To debug this I need a local copy I can modify. I ran ./js.sh
in that repo, but I guess it doesn't have any of the other necessary files to recreate the web version that fails for you? Can you perhaps make a zip file with a complete build?
Or, maybe first link me to the glue code you use to convert the compiled code's output into a native JS string, I think I might know what we need to fix.
./js.sh
just produces sundown.js which is then inserted into livepreview_o2.
I think Pointer_stringify
is messing it up. Here's a zip that can run locally.
This is the glue code from livepreview.js:
// text is: μ†ℱ ╋ℯ╳╋
writeStringToMemory( text, pointer );
text = Pointer_stringify( _str_to_html( pointer ) );
// text is now: <p>¼ 1 K/sK</p>
Thanks, yeah, that was what I just realized must be it. We need Pointer_stringify to be utf8-aware, not just stdout.

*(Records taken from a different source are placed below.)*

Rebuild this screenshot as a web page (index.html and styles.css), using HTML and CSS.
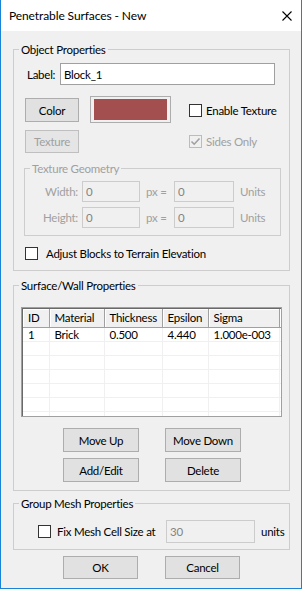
FILE: index.html
```
<!doctype html>
<html>
<head>
<meta charset="UTF-8">
<title>Penetrable Surfaces - New</title>
<link rel="stylesheet" href="styles.css">
</head>
<body>
<div class="window">
    <div class="titlebar">
        <span class="title">Penetrable Surfaces - New</span>
        <svg class="close" width="10" height="10" viewBox="0 0 10 10">
            <path d="M0.5 0.5 L9.5 9.5 M9.5 0.5 L0.5 9.5" stroke="#000" stroke-width="1.1" fill="none"/>
        </svg>
    </div>

    <div class="client">
        <fieldset class="group group-object">
            <legend>Object Properties</legend>

            <div class="label-row">
                <span>Label:</span>
                <div class="edit edit-label">Block_1</div>
            </div>

            <div class="color-grid">
                <div class="btn">Color</div>
                <div class="swatch"><div class="swatch-fill"></div></div>
                <label class="checkrow checkrow-tight">
                    <span class="check"></span>
                    <span>Enable Texture</span>
                </label>

                <div class="btn btn-disabled">Texture</div>
                <div></div>
                <label class="checkrow checkrow-tight disabled">
                    <span class="check check-disabled">
                        <svg width="11" height="11" viewBox="0 0 11 11">
                            <path d="M1.5 5.5 L4.2 8.2 L9.5 2.5" stroke="#a0a0a0" stroke-width="1.6" fill="none"/>
                        </svg>
                    </span>
                    <span>Sides Only</span>
                </label>
            </div>

            <fieldset class="group group-texture disabled">
                <legend>Texture Geometry</legend>
                <div class="geom-grid">
                    <span class="geom-label">Width:</span>
                    <div class="edit edit-disabled">0</div>
                    <span class="geom-eq">px =</span>
                    <div class="edit edit-disabled">0</div>
                    <span class="geom-unit">Units</span>

                    <span class="geom-label">Height:</span>
                    <div class="edit edit-disabled">0</div>
                    <span class="geom-eq">px =</span>
                    <div class="edit edit-disabled">0</div>
                    <span class="geom-unit">Units</span>
                </div>
            </fieldset>

            <label class="checkrow checkrow-adjust">
                <span class="check"></span>
                <span>Adjust Blocks to Terrain Elevation</span>
            </label>
        </fieldset>

        <fieldset class="group group-surface">
            <legend>Surface/Wall Properties</legend>

            <div class="listview">
                <table>
                    <colgroup>
                        <col style="width:26px">
                        <col style="width:55px">
                        <col style="width:58px">
                        <col style="width:46px">
                        <col style="width:71px">
                        <col>
                    </colgroup>
                    <thead>
                        <tr><th>ID</th><th>Material</th><th>Thickness</th><th>Epsilon</th><th>Sigma</th><th class="filler"></th></tr>
                    </thead>
                    <tbody>
                        <tr><td>1</td><td>Brick</td><td>0.500</td><td>4.440</td><td>1.000e-003</td><td class="filler"></td></tr>
                        <tr><td></td><td></td><td></td><td></td><td></td><td class="filler"></td></tr>
                        <tr><td></td><td></td><td></td><td></td><td></td><td class="filler"></td></tr>
                        <tr><td></td><td></td><td></td><td></td><td></td><td class="filler"></td></tr>
                        <tr><td></td><td></td><td></td><td></td><td></td><td class="filler"></td></tr>
                        <tr><td></td><td></td><td></td><td></td><td></td><td class="filler"></td></tr>
                        <tr><td></td><td></td><td></td><td></td><td></td><td class="filler"></td></tr>
                    </tbody>
                </table>
            </div>

            <div class="btn-row btn-row-first">
                <div class="btn btn-list">Move Up</div>
                <div class="btn btn-list">Move Down</div>
            </div>
            <div class="btn-row">
                <div class="btn btn-list">Add/Edit</div>
                <div class="btn btn-list">Delete</div>
            </div>
        </fieldset>

        <fieldset class="group group-mesh">
            <legend>Group Mesh Properties</legend>
            <div class="mesh-row">
                <span class="check"></span>
                <span class="mesh-text">Fix Mesh Cell Size at</span>
                <div class="edit edit-disabled edit-mesh">30</div>
                <span class="mesh-unit">units</span>
            </div>
        </fieldset>

        <div class="dialog-buttons">
            <div class="btn btn-dialog">OK</div>
            <div class="btn btn-dialog">Cancel</div>
        </div>
    </div>
</div>
</body>
</html>
```

FILE: styles.css
```
* {
    box-sizing: border-box;
}

body {
    margin: 0;
    font-family: "Segoe UI", Lato, sans-serif;
    font-size: 11.5px;
    letter-spacing: -0.25px;
    color: #000;
}

.window {
    height: 589px;
    border: 1px solid #1883d7;
    border-top: none;
    background-color: #f0f0f0;
    display: flex;
    flex-direction: column;
}

.titlebar {
    height: 31px;
    background-color: #fff;
    display: flex;
    align-items: center;
    padding-left: 8px;
    font-size: 12px;
    letter-spacing: -0.1px;
}

.title {
    flex: 1;
}

.close {
    margin-right: 9px;
}

.client {
    padding: 10px 11px 0 12px;
}

/* group boxes */
.group {
    margin: 0;
    padding: 0;
    min-width: 0;
    border: 1px solid #cdcdcd;
}

.group legend {
    margin-left: 5px;
    padding: 0 2px;
    line-height: 17px;
    height: 17px;
}

.disabled {
    color: #a0a0a0;
}

/* edits */
.edit {
    border: 1px solid #a0a0a0;
    background-color: #fff;
    padding: 0 3px;
    display: flex;
    align-items: center;
}

.edit-disabled {
    border-color: #cccccc;
    background-color: #f0f0f0;
    color: #838383;
}

/* buttons */
.btn {
    height: 24px;
    border: 1px solid #adadad;
    background-color: #e1e1e1;
    display: flex;
    align-items: center;
    justify-content: center;
}

.btn-disabled {
    height: 23px;
    border-color: #bfbfbf;
    background-color: #e5e5e5;
    color: #a0a0a0;
}

/* checkboxes */
.checkrow {
    display: flex;
    align-items: center;
    white-space: nowrap;
}

.check {
    width: 13px;
    height: 13px;
    flex: none;
    border: 1px solid #333;
    background-color: #fff;
    display: flex;
    align-items: center;
    justify-content: center;
}

.check-disabled {
    border-color: #bcbcbc;
    background-color: #f0f0f0;
}

.checkrow-tight .check {
    margin-right: 4px;
}

/* object properties */
.label-row {
    margin-top: 5px;
    padding: 0 14px 0 13px;
    height: 22px;
    display: flex;
    align-items: center;
}

.edit-label {
    margin-left: auto;
    width: 215px;
    height: 22px;
}

.color-grid {
    margin-top: 13px;
    padding-left: 11px;
    display: grid;
    grid-template-columns: 54px 81px 1fr;
    grid-template-rows: 24px 23px;
    column-gap: 11px;
    row-gap: 8px;
}

.color-grid .checkrow {
    padding-left: 7px;
}

.swatch {
    margin-top: -2px;
    height: 27px;
    border: 1px solid #adadad;
    background-color: #f0f0f0;
    padding: 2px 3px;
}

.swatch-fill {
    height: 100%;
    background-color: #a34f4f;
}

.group-texture {
    margin: 7px 8px 0 10px;
    padding-bottom: 7px;
}

.geom-grid {
    margin-top: 4px;
    display: grid;
    grid-template-columns: 57px 58px 34px 60px 1fr;
    grid-template-rows: 21px 21px;
    row-gap: 5px;
    align-items: center;
}

.geom-grid .edit {
    height: 21px;
}

.geom-label {
    text-align: right;
    padding-right: 4px;
}

.geom-eq, .geom-unit {
    padding-left: 6px;
}

.checkrow-adjust {
    margin: 11px 0 10px 11px;
    height: 13px;
}

.checkrow-adjust .check {
    margin-right: 8px;
}

/* surface / wall list */
.group-surface {
    margin-top: 6px;
    padding-bottom: 8px;
}

.listview {
    margin: 13px 7px 0;
    height: 110px;
    border: 1px solid #a0a0a0;
    box-shadow: inset 1px 1px 0 #696969;
    background-color: #fff;
    overflow: hidden;
    padding: 1px 0 0 1px;
}

.listview table {
    width: 100%;
    table-layout: fixed;
    border-collapse: collapse;
}

.listview th {
    height: 18px;
    padding: 0 0 0 5px;
    font-weight: normal;
    text-align: left;
    background-color: #f0f0f0;
    border-right: 1px solid #a0a0a0;
    border-bottom: 1px solid #a0a0a0;
    box-shadow: inset 1px 1px 0 #fff;
    white-space: nowrap;
    overflow: hidden;
}

.listview th.filler {
    border-right: none;
}

.listview td {
    height: 14px;
    padding: 0 0 0 5px;
    border-right: 1px solid #f0f0f0;
    border-bottom: 1px solid #f0f0f0;
    white-space: nowrap;
    line-height: 13px;
}

.listview td.filler {
    border-right: none;
}

.btn-row {
    margin-top: 6px;
    padding-left: 49px;
    display: flex;
    gap: 26px;
}

.btn-row-first {
    margin-top: 11px;
}

.btn-list {
    width: 76px;
}

/* group mesh */
.group-mesh {
    margin-top: 4px;
    padding-bottom: 6px;
}

.mesh-row {
    margin-top: 8px;
    padding-left: 24px;
    height: 23px;
    display: flex;
    align-items: center;
}

.mesh-text {
    margin-left: 6px;
    width: 109px;
    white-space: nowrap;
}

.edit-mesh {
    width: 89px;
    height: 23px;
}

.mesh-unit {
    margin-left: 6px;
}

.dialog-buttons {
    margin-top: 6px;
    padding-left: 50px;
    display: flex;
    gap: 27px;
}

.btn-dialog {
    width: 75px;
    height: 23px;
}
```
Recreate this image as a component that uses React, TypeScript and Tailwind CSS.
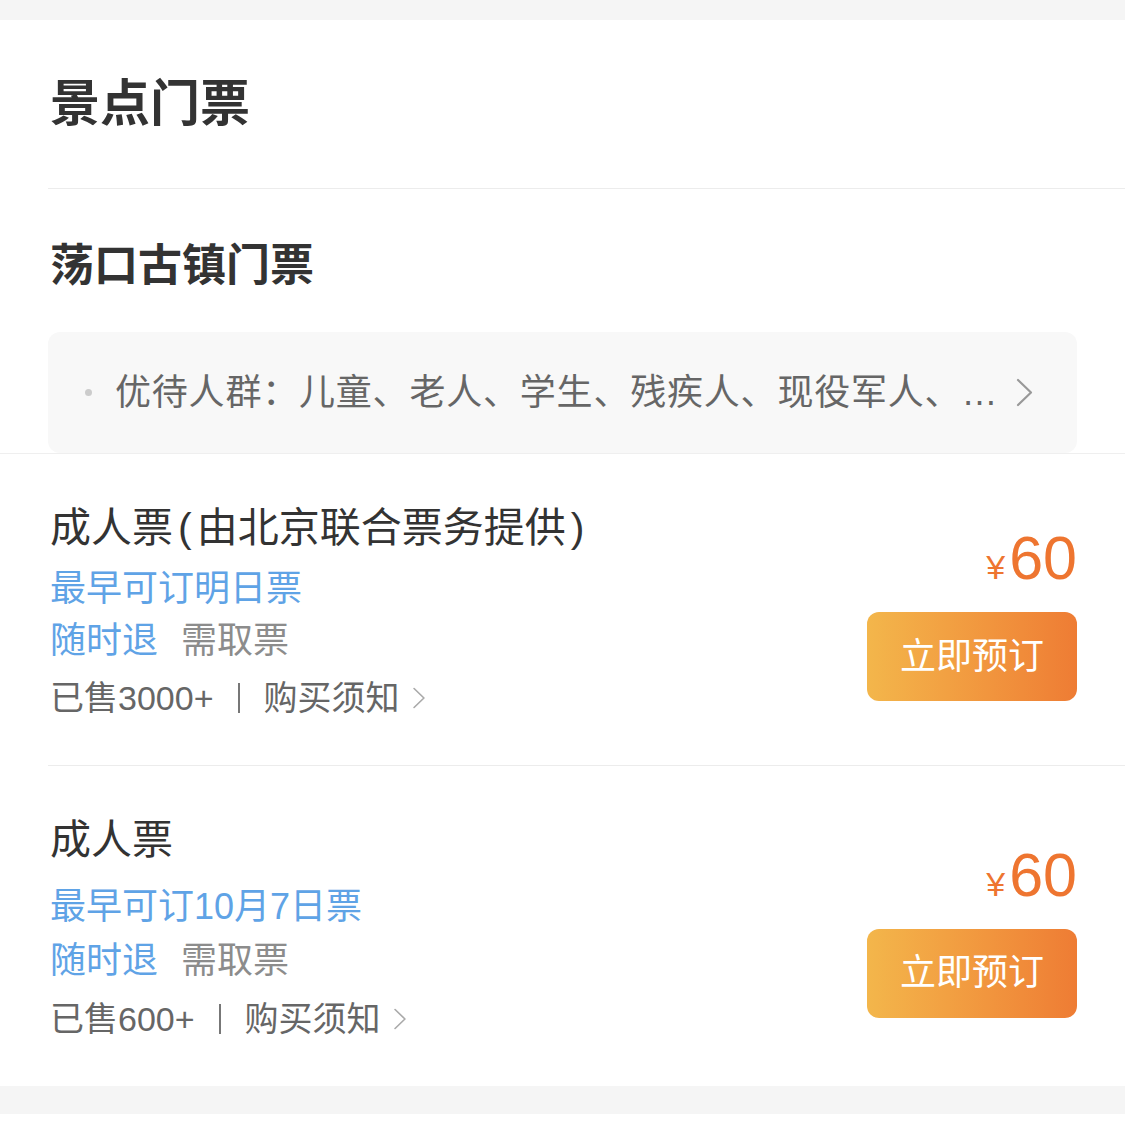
import React from 'react';

const font = { fontFamily: '"Liberation Sans", "Noto Sans CJK SC", sans-serif' };

interface Ticket {
  title: React.ReactNode;
  earliest: string;
  sold: string;
  earliestTop: string;
  refundTop: string;
  soldTop: string;
  bottom: string;
}

const tickets: Ticket[] = [
  {
    title: (
      <>
        成人票<span className="px-[5px]">(</span>由北京联合票务提供<span className="px-[5px]">)</span>
      </>
    ),
    earliest: '最早可订明日票',
    sold: '已售3000+',
    earliestTop: 'mt-[7px]',
    refundTop: 'mt-0',
    soldTop: 'mt-[5px]',
    bottom: 'pb-[41px]',
  },
  {
    title: '成人票',
    earliest: '最早可订10月7日票',
    sold: '已售600+',
    earliestTop: 'mt-[13px]',
    refundTop: 'mt-[2px]',
    soldTop: 'mt-[6px]',
    bottom: 'pb-[40px]',
  },
];

function Chevron({ className }: { className: string }) {
  return (
    <svg viewBox="0 0 17 29" className={className} fill="none" stroke="currentColor" strokeWidth="2.2" strokeLinecap="round" strokeLinejoin="round">
      <polyline points="2,2 15,14.5 2,27" />
    </svg>
  );
}

function TicketRow({ t, last }: { t: Ticket; last: boolean }) {
  return (
    <div className={`ml-[48px] flex items-center justify-between pr-[48px] pt-[46px] ${t.bottom} ${last ? '' : 'border-b border-[#ececec]'}`}>
      <div className="pl-[2px]">
        <div className="text-[41px] leading-[56px] text-[#333] whitespace-nowrap">{t.title}</div>
        <div className={`text-[36px] leading-[52px] text-[#5fa3e6] ${t.earliestTop}`}>{t.earliest}</div>
        <div className={`flex text-[36px] leading-[52px] ${t.refundTop}`}>
          <span className="text-[#5fa3e6]">随时退</span>
          <span className="ml-[23px] text-[#8c8c8c]">需取票</span>
        </div>
        <div className={`flex items-center text-[34px] leading-[52px] text-[#666] ${t.soldTop}`}>
          <span>{t.sold}</span>
          <span className="mx-[24px] h-[30px] w-[2px] bg-[#777]" />
          <span>购买须知</span>
          <Chevron className="ml-[12px] h-[22px] w-[14px] text-[#aaa]" />
        </div>
      </div>
      <div className="flex flex-col items-end">
        <div className="flex items-baseline leading-[70px] text-[#ee7530]">
          <span className="mr-[4px] text-[34px]">¥</span>
          <span className="text-[61px]">60</span>
        </div>
        <button className="mt-[10px] flex h-[89px] w-[210px] items-center justify-center rounded-[12px] bg-gradient-to-r from-[#f3b64b] to-[#ee7c34] text-[36px] text-white">
          立即预订
        </button>
      </div>
    </div>
  );
}

export default function App() {
  return (
    <div className="min-h-[1129px] bg-white" style={font}>
      <div className="h-[20px] bg-[#f5f5f5]" />
      <div className="bg-white pb-[1px]">
        <div className="ml-[48px] flex h-[169px] items-center border-b border-[#ececec] pl-[2px]">
          <h1 className="text-[50px] font-bold leading-[60px] text-[#333]">景点门票</h1>
        </div>
        <div className="border-b border-[#efefef]">
          <h2 className="ml-[50px] mt-[47px] text-[44px] font-bold leading-[60px] text-[#333]">荡口古镇门票</h2>
          <div className="ml-[48px] mt-[36px] flex h-[121px] w-[1029px] items-center rounded-[12px] bg-[#f8f8f8] pl-[37px]">
            <span className="h-[7px] w-[7px] rounded-full bg-[#cccccc]" />
            <span className="ml-[23px] text-[36px] leading-[50px] tracking-[0.8px] text-[#666] whitespace-nowrap">
              优待人群：儿童、老人、学生、残疾人、现役军人、…
            </span>
            <Chevron className="ml-[18px] h-[29px] w-[17px] text-[#999]" />
          </div>
        </div>
        {tickets.map((t, i) => (
          <TicketRow key={i} t={t} last={i === tickets.length - 1} />
        ))}
      </div>
      <div className="h-[28px] bg-[#f5f5f5]" />
    </div>
  );
}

This should now be fixed on incoming.
That's better, although not quite fixed.
젱 K/sK
The problem must be in the input - we give writeStringToMemory a JS UTF string, and need to convert it into a C UTF string - the opposite of what we do in Pointer_stringify. Now we just need the reverse formula for the previous one...
Here's the solution.
var b = encode_utf8('╋');
b.charCodeAt(0);
226
b.charCodeAt(1);
149
b.charCodeAt(2);
139
I added the UTF-8 code and now the webpage version works correctly.
Thanks!
I also implemented this in incoming, so just using writeStringToMemory
should work now too.
Thanks! I'll test it out and will let you know how it works.
Cool.
And like I said before, I would much appreciate any benchmark numbers you come up with, very interested in comparing compiled code vs. handwritten code that does the same thing.
I already have benchmarkjs setup to benchmark livepreview. Once I rebuild the new sundown.js, I'll compare it against markdown deep.
emscript x 2,872 ops/sec ±1.23% (7 runs sampled)
pagedown x 544 ops/sec ±0.21% (7 runs sampled)
markdown deep x 3,583 ops/sec ±0.18% (7 runs sampled)
Fastest is markdown deep
Markdown deep does not implement GitHub Flavored Markdown so the emscripten version is better for that use case.
Very interesting, thanks for the data!
Nice to see emscripten is generally comparable to a good handwritten version.
I updated the test.
emscript x 2,846 ops/sec ±4.68% (8 runs sampled)
pagedown x 540 ops/sec ±0.37% (9 runs sampled)
markdown deep x 3,426 ops/sec ±0.23% (9 runs sampled)
Fastest is markdown deep
Emscripten is 527% faster vs pagedown
Emscripten is 120% slower vs markdown deep
The code works now so this issue is resolved. Thanks for your help.
The benchmark was giving inconsistent results so I increased the amount of input data. Emscripten sundown is now consistently ~2.6x slower than markdown deep and much faster than pagedown.
emscript x 1.67 ops/sec ±5.52% (13 runs sampled)
pagedown x 0.30 ops/sec ±8.01% (6 runs sampled)
markdown deep x 4.44 ops/sec ±4.07% (27 runs sampled)
Fastest is markdown deep
Emscripten is 554% faster vs pagedown
Emscripten is 267% slower vs markdown deep
Do you perhaps see a performance warning in the error console? Large data might lead to enlarging memory arrays for example (which would be warned about).
Btw, what's the difference between pagedown and markdown deep? There's a huge performance difference between them. Do they parse the same stuff?
There are no performance warnings.
text = text.replace(/rgx/)
which is nice because it's easy to maintain and works everywhere. The downside is it's ridiculously slow.They both parse the same markdown.
I see, thanks.
Works.
emcc -O2 --minify 0 -s ASSERTIONS=1 sundown.bc -o sundown_o2_m0_a1.js
Fails.
emcc -O2 -s ASSERTIONS=1 sundown.bc -o sundown_o2_a1.js
This test case reported on Gollum #415 causes a crash when run against a build with
emcc -O2 sundown.bc -o sundown_o2.js
.Is there a way to debug why minify is creating invalid code?